[The problem]: Copy all lines that contain the word "index".

[Web page code records]:
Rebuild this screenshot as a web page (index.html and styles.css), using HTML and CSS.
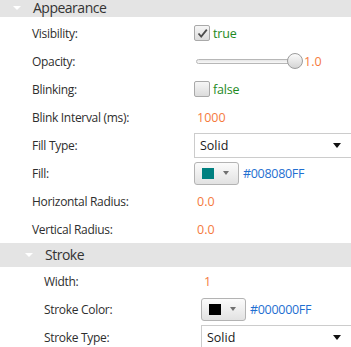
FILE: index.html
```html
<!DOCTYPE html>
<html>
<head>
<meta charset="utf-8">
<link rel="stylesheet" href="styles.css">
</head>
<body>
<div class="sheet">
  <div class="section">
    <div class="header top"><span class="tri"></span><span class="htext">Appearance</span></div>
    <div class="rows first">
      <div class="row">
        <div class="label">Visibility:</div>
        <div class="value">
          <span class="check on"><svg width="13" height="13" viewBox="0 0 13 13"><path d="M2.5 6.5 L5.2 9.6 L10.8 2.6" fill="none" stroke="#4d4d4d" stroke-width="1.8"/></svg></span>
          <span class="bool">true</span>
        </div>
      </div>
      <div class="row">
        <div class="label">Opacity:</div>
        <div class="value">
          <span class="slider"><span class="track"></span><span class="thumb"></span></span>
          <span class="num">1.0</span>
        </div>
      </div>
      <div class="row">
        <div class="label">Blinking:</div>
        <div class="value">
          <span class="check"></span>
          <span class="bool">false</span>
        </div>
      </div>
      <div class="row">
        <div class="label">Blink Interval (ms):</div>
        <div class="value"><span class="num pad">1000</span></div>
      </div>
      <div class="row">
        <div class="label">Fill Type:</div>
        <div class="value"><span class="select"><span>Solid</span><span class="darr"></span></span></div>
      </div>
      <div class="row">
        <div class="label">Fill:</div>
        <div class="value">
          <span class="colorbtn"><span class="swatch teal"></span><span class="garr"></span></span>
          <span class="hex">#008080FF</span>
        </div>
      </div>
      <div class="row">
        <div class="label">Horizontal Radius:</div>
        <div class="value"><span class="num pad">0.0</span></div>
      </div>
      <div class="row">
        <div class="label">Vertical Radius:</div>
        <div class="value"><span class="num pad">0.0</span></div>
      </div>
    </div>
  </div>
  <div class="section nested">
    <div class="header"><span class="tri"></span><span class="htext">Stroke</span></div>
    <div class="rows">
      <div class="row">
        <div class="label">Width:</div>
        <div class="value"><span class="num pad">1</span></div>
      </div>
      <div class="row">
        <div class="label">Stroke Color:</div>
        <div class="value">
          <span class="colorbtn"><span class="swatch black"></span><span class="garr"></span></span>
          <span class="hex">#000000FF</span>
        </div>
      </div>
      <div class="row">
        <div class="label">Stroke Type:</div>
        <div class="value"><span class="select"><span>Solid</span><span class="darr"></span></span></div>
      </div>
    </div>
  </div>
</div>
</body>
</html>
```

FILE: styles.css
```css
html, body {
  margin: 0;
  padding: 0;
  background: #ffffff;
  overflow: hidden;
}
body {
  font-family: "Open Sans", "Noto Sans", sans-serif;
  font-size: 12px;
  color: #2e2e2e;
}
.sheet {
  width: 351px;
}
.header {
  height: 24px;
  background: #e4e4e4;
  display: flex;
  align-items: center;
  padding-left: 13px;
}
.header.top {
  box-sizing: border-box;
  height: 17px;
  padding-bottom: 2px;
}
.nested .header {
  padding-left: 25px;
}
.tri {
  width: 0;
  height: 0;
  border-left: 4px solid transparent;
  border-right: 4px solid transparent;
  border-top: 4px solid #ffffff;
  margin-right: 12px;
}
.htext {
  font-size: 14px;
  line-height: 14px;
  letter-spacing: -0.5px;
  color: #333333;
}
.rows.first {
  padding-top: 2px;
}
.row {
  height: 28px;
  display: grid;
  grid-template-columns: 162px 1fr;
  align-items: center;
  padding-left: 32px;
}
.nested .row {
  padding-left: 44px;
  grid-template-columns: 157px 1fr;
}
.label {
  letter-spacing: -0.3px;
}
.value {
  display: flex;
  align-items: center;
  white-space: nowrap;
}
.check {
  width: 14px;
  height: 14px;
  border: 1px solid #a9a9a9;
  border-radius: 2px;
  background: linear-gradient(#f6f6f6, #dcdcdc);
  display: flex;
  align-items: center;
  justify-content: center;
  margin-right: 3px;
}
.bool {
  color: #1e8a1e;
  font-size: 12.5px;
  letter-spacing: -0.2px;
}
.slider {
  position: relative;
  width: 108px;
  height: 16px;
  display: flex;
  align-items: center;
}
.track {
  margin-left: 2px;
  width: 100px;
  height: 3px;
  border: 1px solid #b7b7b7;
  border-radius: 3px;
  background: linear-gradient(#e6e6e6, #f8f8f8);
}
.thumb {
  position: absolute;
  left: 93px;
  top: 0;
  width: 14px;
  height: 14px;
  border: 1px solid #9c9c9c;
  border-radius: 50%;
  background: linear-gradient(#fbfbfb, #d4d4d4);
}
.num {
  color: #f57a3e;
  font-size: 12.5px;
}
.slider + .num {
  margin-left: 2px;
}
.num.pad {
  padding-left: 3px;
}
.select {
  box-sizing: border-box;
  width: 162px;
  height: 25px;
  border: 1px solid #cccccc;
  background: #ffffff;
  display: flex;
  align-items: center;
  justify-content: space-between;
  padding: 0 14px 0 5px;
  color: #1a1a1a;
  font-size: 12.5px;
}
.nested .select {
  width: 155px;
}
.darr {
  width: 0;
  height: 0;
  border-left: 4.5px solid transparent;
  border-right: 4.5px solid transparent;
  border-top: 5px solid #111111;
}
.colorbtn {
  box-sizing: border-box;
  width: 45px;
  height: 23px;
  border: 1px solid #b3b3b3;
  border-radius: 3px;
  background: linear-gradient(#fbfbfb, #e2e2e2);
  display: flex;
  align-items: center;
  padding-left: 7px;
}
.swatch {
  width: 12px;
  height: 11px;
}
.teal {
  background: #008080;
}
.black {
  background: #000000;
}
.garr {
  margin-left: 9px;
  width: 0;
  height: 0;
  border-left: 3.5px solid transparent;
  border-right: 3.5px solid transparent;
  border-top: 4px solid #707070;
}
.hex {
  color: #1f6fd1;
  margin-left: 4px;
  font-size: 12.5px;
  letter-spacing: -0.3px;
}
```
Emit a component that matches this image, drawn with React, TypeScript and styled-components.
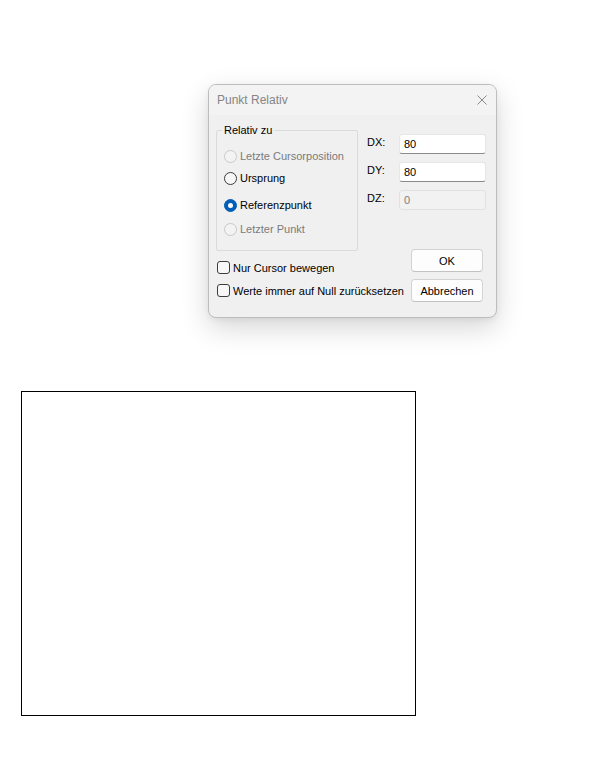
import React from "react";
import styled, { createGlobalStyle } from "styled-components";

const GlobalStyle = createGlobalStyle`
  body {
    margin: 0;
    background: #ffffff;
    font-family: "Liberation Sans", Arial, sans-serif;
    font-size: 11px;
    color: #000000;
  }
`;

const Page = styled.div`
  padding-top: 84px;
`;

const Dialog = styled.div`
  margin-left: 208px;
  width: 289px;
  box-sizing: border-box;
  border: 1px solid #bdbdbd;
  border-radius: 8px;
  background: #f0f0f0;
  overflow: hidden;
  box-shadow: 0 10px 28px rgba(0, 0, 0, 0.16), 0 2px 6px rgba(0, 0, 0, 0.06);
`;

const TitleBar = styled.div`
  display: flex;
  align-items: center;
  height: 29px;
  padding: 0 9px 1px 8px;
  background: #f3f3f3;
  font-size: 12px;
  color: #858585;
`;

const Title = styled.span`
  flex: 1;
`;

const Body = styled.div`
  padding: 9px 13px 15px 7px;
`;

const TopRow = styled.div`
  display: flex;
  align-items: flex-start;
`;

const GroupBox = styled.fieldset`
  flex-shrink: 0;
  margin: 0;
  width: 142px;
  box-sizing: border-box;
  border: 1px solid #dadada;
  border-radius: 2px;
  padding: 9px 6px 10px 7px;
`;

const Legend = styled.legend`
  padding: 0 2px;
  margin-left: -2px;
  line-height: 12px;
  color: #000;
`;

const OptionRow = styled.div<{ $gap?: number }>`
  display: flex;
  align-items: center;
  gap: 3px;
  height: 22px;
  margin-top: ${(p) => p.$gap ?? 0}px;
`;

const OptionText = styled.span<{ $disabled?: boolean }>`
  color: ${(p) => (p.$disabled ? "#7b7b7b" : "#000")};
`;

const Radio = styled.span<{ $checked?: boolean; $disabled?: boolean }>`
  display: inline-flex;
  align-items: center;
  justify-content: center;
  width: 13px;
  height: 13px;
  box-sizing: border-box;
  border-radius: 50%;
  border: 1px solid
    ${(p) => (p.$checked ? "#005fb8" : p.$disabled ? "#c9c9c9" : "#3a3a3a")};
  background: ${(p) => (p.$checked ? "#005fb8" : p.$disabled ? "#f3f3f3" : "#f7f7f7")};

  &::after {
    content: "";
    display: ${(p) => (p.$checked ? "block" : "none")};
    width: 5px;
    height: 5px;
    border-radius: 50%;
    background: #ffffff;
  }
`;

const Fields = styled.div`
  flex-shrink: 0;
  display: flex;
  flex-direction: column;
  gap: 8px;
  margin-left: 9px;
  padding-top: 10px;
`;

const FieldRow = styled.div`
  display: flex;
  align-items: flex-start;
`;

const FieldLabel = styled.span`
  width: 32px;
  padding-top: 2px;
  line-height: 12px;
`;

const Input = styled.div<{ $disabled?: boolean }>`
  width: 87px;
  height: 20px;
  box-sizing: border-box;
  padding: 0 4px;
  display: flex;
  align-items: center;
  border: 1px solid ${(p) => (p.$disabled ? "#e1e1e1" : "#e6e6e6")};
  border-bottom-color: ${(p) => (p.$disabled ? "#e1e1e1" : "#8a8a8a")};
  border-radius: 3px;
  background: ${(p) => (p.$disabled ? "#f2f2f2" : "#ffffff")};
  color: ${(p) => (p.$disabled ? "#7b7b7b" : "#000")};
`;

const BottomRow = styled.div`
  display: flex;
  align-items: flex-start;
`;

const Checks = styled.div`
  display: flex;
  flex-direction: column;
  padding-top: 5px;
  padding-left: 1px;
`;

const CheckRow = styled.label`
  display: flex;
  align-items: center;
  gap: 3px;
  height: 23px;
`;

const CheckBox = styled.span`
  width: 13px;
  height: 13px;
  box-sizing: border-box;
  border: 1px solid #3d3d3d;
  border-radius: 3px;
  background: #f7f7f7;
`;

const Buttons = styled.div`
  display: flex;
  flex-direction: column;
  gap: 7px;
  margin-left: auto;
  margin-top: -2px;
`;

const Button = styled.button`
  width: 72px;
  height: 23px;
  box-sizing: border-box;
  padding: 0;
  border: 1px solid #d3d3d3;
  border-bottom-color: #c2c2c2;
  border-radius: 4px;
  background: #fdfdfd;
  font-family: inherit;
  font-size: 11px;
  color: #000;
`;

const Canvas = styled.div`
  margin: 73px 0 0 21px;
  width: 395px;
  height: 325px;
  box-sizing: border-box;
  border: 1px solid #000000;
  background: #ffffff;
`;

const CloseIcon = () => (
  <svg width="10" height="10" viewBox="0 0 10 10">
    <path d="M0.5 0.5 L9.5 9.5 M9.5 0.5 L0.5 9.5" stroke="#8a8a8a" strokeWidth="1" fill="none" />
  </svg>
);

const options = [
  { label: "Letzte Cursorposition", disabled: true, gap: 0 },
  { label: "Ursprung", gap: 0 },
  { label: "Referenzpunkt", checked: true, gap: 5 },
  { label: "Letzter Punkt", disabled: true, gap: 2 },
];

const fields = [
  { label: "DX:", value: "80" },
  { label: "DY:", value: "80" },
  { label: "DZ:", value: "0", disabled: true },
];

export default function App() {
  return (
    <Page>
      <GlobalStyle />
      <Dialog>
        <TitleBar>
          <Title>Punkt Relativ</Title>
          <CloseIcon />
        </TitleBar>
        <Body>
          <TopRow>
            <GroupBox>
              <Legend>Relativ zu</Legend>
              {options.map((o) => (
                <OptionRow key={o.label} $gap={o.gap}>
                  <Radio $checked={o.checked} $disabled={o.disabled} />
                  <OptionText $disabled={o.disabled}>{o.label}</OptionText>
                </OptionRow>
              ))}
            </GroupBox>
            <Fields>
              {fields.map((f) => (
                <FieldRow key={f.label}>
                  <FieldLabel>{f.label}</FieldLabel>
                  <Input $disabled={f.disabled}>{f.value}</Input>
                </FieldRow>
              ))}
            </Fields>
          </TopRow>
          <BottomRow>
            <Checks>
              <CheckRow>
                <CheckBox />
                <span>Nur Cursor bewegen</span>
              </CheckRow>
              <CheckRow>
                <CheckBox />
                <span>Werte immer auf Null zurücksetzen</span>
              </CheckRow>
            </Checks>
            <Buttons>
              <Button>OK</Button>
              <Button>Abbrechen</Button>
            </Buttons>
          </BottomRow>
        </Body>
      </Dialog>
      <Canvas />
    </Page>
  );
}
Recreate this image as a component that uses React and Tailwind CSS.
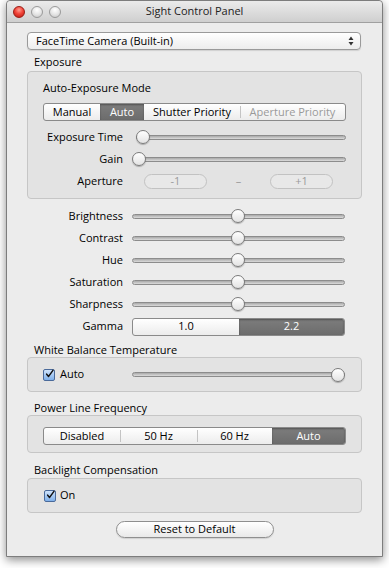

[The completed task]:
Rebuild this screenshot as a web page (index.html and styles.css), using HTML and CSS.
FILE: index.html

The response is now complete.